Translate equations to R
by Damir Cavar (March 2010)
In this section we will take a look at how to translate some typical equation into R. Let us start with the formula for variance:
The LaTeX code for the equation is: S^2_{N-1}=\frac{1}{N-1}\sum_{i=1}^N{(x_i - \bar{x})^2}
What this formula says is the following:
a. Given a vector of values (some experimental results or measures) of length N, for example:
x <- c(1, 2, 4, 5, 6, 8, 9)
In this case, x is of length 7, that is N = 7, which can be verified by using the following function in R:
length(x)
b. for each value, from the beginning (index position i = 1), to the last element (index position i = N = 7),
subtract the arithmetic mean of the distribution from this value, and square the result:
The arithmetic mean of the distribution can be calculated using:
mean(x)
The subtraction and squaring can be calculated as:
(x - mean(x))^2
The resulting vector for x as defined above should look like:
16 9 1 0 1 9 16
c. sum up all the resulting values, and divide the result by (N - 1).
Summing up the values in a list can be achieved by using the function sum():
sum(x)
The output for x as defined above should be:
35
To complete our calculation using steps a. and b., the formula so far should be translated as:
sum( (x - mean(x))^2 )
The output of this calculation for the defined x should be:
52
The final step is to divide this part of the calculation result by N, which is the length of x reduced by 1:
sum( (x - mean(x))^2 ) / (length(x) - 1)
The resulting value:
8.666667
is the variance of the measures in x, as defined above.
We can define this calculation as a function, and store it in some external file for reuse. A function can be defined in the following way:
s2variance <- function (x) { sum( (x - mean(x))^2 ) / (length(x) - 1) }
s2variance is now defined as a function that takes one parameter, i.e. a vector of values, measures or results. The returned value is the variance of the distribution, as explained above. For example:
s2variance( c(3, 5, 1, 1, 2, 1, 0, 4) )
should return the value:
2.982143
In fact, R comes with a predefined function for variance calculation, as explained in the previous section (the function var), such that:
var( c(3, 5, 1, 1, 2, 1, 0, 4) )
should return the same value as our own function definition above, i.e.:
2.982143
A variation of this equation is the variance of a population:
The LaTeX code for this equation is: S^2_N=\frac{1}{N}\sum_{i=1}^N{(x_i - \bar{x})^2}
The only difference is that in this function we do not divide by the length of x minus 1, but just by the length of x, as in the following R code:
sum( (x - mean(x))^2 ) / length(x)
Let us consider now the equation for the Standard deviation:
The LaTeX code for this equation is: \sigma = \sqrt{ \frac{1}{N} \sum_{i=1}^N{ (x_i - \bar{x})^2 }}
This equation is just the square root of the population variance. The corresponding R code is:
sqrt( sum( (x - mean(x))^2 ) / length(x) )

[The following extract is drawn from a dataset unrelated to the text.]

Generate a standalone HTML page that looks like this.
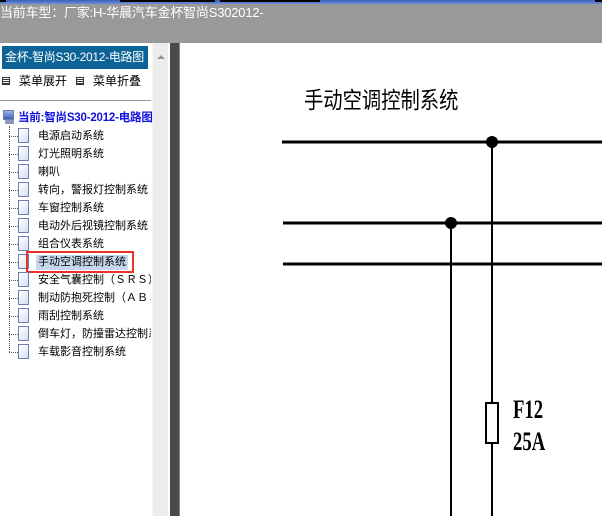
<!DOCTYPE html>
<html><head><meta charset="utf-8"><style>
*{margin:0;padding:0;box-sizing:border-box}
body{width:602px;height:516px;overflow:hidden;position:relative;background:#fff;font-family:"Liberation Sans","Noto Sans CJK SC",sans-serif}
.top{position:absolute;left:0;top:0;width:602px;height:43px;background:#999}
.topline{position:absolute;left:0;top:0;width:602px;height:4px;background:linear-gradient(#3a5fc0,#6f8fd8)}
.topline i{position:absolute;top:0;height:2px;background:#000}
.title{position:absolute;left:0;top:4px;color:#fff;font-size:13px;line-height:18px;white-space:nowrap;letter-spacing:-0.2px}
.left{position:absolute;left:0;top:43px;width:152px;height:473px;background:#fff}
.sb{position:absolute;left:152px;top:43px;width:16px;height:473px;background:#ececec;border-left:1px solid #f6f6f6}
.dark{position:absolute;left:170px;top:43px;width:9px;height:473px;background:#4a4a4a}
.gl{position:absolute;left:179px;top:43px;width:1px;height:473px;background:#888}
.hdr{position:absolute;left:2px;top:46px;width:146px;height:23px;background:#0b6495;color:#fff;font-size:12px;line-height:23px;padding-left:3px;white-space:nowrap;overflow:hidden;letter-spacing:-0.3px}
.menu{position:absolute;top:73px;font-size:12px;line-height:16px;color:#000;white-space:nowrap}
.menu b{display:inline-block;width:8px;height:8px;border:1px solid #333;margin-right:9px;background:repeating-linear-gradient(#fff 0 1px,#333 1px 2px)}
.sep{position:absolute;left:0;top:100px;width:151px;height:1px;background:#999}
.clip{position:absolute;left:0;top:120px;width:151px;height:250px;overflow:hidden}
.item{position:absolute;left:38px;font-size:11px;line-height:16px;white-space:nowrap;color:#000}
.doc{position:absolute;left:18px;width:11px;height:15px;border:1px solid #6b7fb0;background:linear-gradient(135deg,#fff,#d5e0f2)}
.dh{position:absolute;left:9px;width:9px;border-top:1px dotted #555}
</style></head><body>
<div class="top"></div>
<div class="topline"><i style="left:0;width:6px"></i><i style="left:120px;width:95px"></i><i style="left:220px;width:100px"></i><i style="left:595px;width:7px"></i></div>
<div class="title">当前车型：厂家:H-华晨汽车金杯智尚S302012-</div>
<div class="left"></div>
<div class="sb"><div style="position:absolute;left:4px;top:12px;width:0;height:0;border-left:4px solid transparent;border-right:4px solid transparent;border-bottom:4px solid #999"></div></div>
<div class="dark"></div><div class="gl"></div>
<div class="hdr">金杯-智尚S30-2012-电路图</div>
<div class="menu" style="left:2px"><b></b>菜单展开</div>
<div class="menu" style="left:76px"><b></b>菜单折叠</div>
<div class="sep"></div>
<div style="position:absolute;left:3px;top:110px;width:11px;height:10px;background:linear-gradient(#9ab4e8,#3a5fb8);border:1px solid #6c7fa8"></div>
<div style="position:absolute;left:5px;top:120px;width:9px;height:4px;background:#8a9ab8"></div>
<div style="position:absolute;left:18px;top:110px;font-size:11.5px;font-weight:bold;color:#1010e0;line-height:16px;white-space:nowrap;letter-spacing:-0.2px">当前:智尚S30-2012-电路图</div>
<div class="clip"><div style="position:absolute;left:0;top:-120px;width:151px;height:500px">
<div style="position:absolute;left:9px;top:126px;height:226px;border-left:1px dotted #555"></div>
<div class="dh" style="top:136px"></div><div class="doc" style="top:128px"></div><div class="item" style="top:128px">电源启动系统</div>
<div class="dh" style="top:154px"></div><div class="doc" style="top:146px"></div><div class="item" style="top:146px">灯光照明系统</div>
<div class="dh" style="top:172px"></div><div class="doc" style="top:164px"></div><div class="item" style="top:164px">喇叭</div>
<div class="dh" style="top:190px"></div><div class="doc" style="top:182px"></div><div class="item" style="top:182px">转向，警报灯控制系统</div>
<div class="dh" style="top:208px"></div><div class="doc" style="top:200px"></div><div class="item" style="top:200px">车窗控制系统</div>
<div class="dh" style="top:226px"></div><div class="doc" style="top:218px"></div><div class="item" style="top:218px">电动外后视镜控制系统</div>
<div class="dh" style="top:244px"></div><div class="doc" style="top:236px"></div><div class="item" style="top:236px">组合仪表系统</div>
<div class="dh" style="top:262px"></div><div class="doc" style="top:254px"></div>
<div style="position:absolute;left:36px;top:255px;width:92px;height:15px;background:#c8d8ec"></div>
<div class="item" style="top:254px">手动空调控制系统</div>
<div style="position:absolute;left:26px;top:251px;width:108px;height:22px;border:2px solid #e8302c"></div>
<div class="dh" style="top:280px"></div><div class="doc" style="top:272px"></div><div class="item" style="top:272px">安全气囊控制（ＳＲＳ）.</div>
<div class="dh" style="top:298px"></div><div class="doc" style="top:290px"></div><div class="item" style="top:290px">制动防抱死控制（ＡＢＳ</div>
<div class="dh" style="top:316px"></div><div class="doc" style="top:308px"></div><div class="item" style="top:308px">雨刮控制系统</div>
<div class="dh" style="top:334px"></div><div class="doc" style="top:326px"></div><div class="item" style="top:326px">倒车灯，防撞雷达控制系统</div>
<div class="dh" style="top:352px"></div><div class="doc" style="top:344px"></div><div class="item" style="top:344px">车载影音控制系统</div>
</div></div>
<svg style="position:absolute;left:0;top:0" width="602" height="516">
<text x="0" y="108" font-family="'Noto Sans CJK SC',sans-serif" font-size="23" transform="translate(304,0) scale(0.84,1)" fill="#000">手动空调控制系统</text>
<g stroke="#000" stroke-width="3"><line x1="282" y1="142" x2="602" y2="142"/><line x1="283" y1="223" x2="602" y2="223"/><line x1="283" y1="264" x2="602" y2="264"/></g>
<g stroke="#000" stroke-width="2"><line x1="492" y1="142" x2="492" y2="403"/><line x1="492" y1="443" x2="492" y2="516"/><line x1="451" y1="223" x2="451" y2="516"/></g>
<rect x="486" y="403" width="12" height="40" fill="#fff" stroke="#000" stroke-width="2"/>
<circle cx="492" cy="142" r="6"/><circle cx="451" cy="223" r="6"/>
<text x="0" y="418" font-family="'Liberation Serif',serif" font-size="26" font-weight="bold" transform="translate(513,0) scale(0.72,1)" fill="#000">F12</text>
<text x="0" y="450" font-family="'Liberation Serif',serif" font-size="26" font-weight="bold" transform="translate(513,0) scale(0.72,1)" fill="#000">25A</text>
</svg>
</body></html>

To declare this code as a function for storage and reuse, just wrap it in a function declaration as:
sdd <- function (x) { sqrt( sum( (x - mean(x))^2 ) / length(x) ) }
and use it as follows:
sdd(x)
which should return:
2.725541
Let us consider a random variable X, represented here as a vector with probabilities:
x <- c(0.1, 0.3, 0.15, 0.25, 0.01, 0.08, 0.01, 0.06, 0.04)
The vector x in this case is a complete list of event probabilities, such that the sum of all probabilities in x is equal to 1, as can be verified with the following R code:
sum(x)
Now, the (Shannon) entropy H(x) is defined as:
The LaTeX code for this equation is: H(X) = -\sum_{i=1}^n{p(x_i)log_b p(x_i)}
The equation says that all probabilities of events for the random variable X have to be multiplied with the logarithm of them, summarized and multiplied by -1. We use here the logarithm to the base of 2, which is in R:
log2(x)
Thus, given that the vector x contains probabilities, the multiplication of each single probability with the log to the base of two of it, is in R:
x * log2(x)
For x as defined above, the resulting list should look like:
-0.33219281 -0.52108968 -0.41054484 -0.50000000 -0.06643856 -0.29150850 -0.06643856 -0.24353362 -0.18575425
Summing up the values in the resulting list can be achieved by the function sum:
sum(x * log2(x))
and the absolute value of this summation is returned by multiplying with -1:
-sum(x * log2(x))
By the way, the initial sum is always negative, because the log of a probability is always negative, given that a probability is between 0 and 1.